The primary physical risks that a data center would face include those having large footprints - flood, riots, earthquakes & blackouts to name a few. Then there are localized disasters - fire, connectivity drops, power outages & infrastructure failure. The distance also shields against political instability in a region.
Larger Cloud providers such as AWS and Microsoft Azure offer data centers across the globe, and multiple locations within the same country also. Some countries’ laws mandate that financial data needs to reside in the company’s country of registration. That, and regulations such as General Data Protection Regulation (GDPR) also need to be on your checklist of things to consider when planning the DR location.
5. Regular validation of the DR plan & DR drills
The success of a DR plan lies in its consistent ability to function. Creating a review & testing routine of your DR plan is a must to ensure that it does not fail you in your hour of need.
There are three parts of this validation.
- On a daily basis, set up scripts and/or manual checks to ensure that data is being replicated/backed up to your DR site. If this data does not get replicated, all other efforts will be in vain.
- Validate the plan periodically - ask questions such as:
- Are the RPO & RTO still valid for the business? Can these be improved?
- Are we still in tune with the current legal framework?
- Do new technologies or frameworks now exist that should be incorporated?
- Perform DR drills - these are similar to fire drills - and a quarterly drill is recommended. Simulate disaster scenarios - for example where the DC becomes inaccessible, and all systems need to point to the DR site. Further:
- Test Network redundancy
- Test rerouting of user traffic to the DR site
- Perform a login & transaction/report run to ensure the DR site is, indeed, in good health
The test results must align with the set parameters. Deviations must be addressed, corrections made and documented immediately.

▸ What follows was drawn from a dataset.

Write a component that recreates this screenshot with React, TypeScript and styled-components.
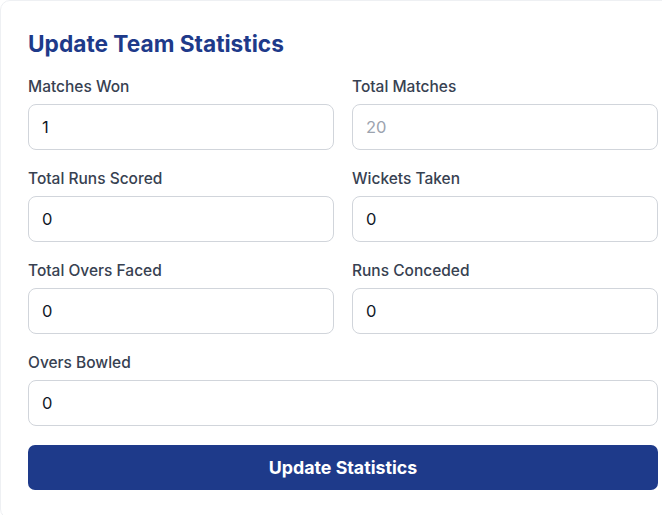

Staff and employees that are a part of the DR plan should also be a part of the testing process. Define their roles and responsibilities and integrate them with the process to avoid pitfalls. Training should include simulations of disaster scenarios, regular drills, and performance report to keep the personnel alert and ready for any eventuality.
6. Map & document your dependencies
Your SAP production environment should be scanned and audited for its IT assets - along with hardware & software, include human resources as well. Map the process with the personnel - your Core Team Members (CTM) involved – this helps create a flowchart of dependencies, that further helps in training and cross-training too. Identify the various business processes and the applications that each of them depends upon. This helps to identify the RTO of each application and in effect that of the entire business.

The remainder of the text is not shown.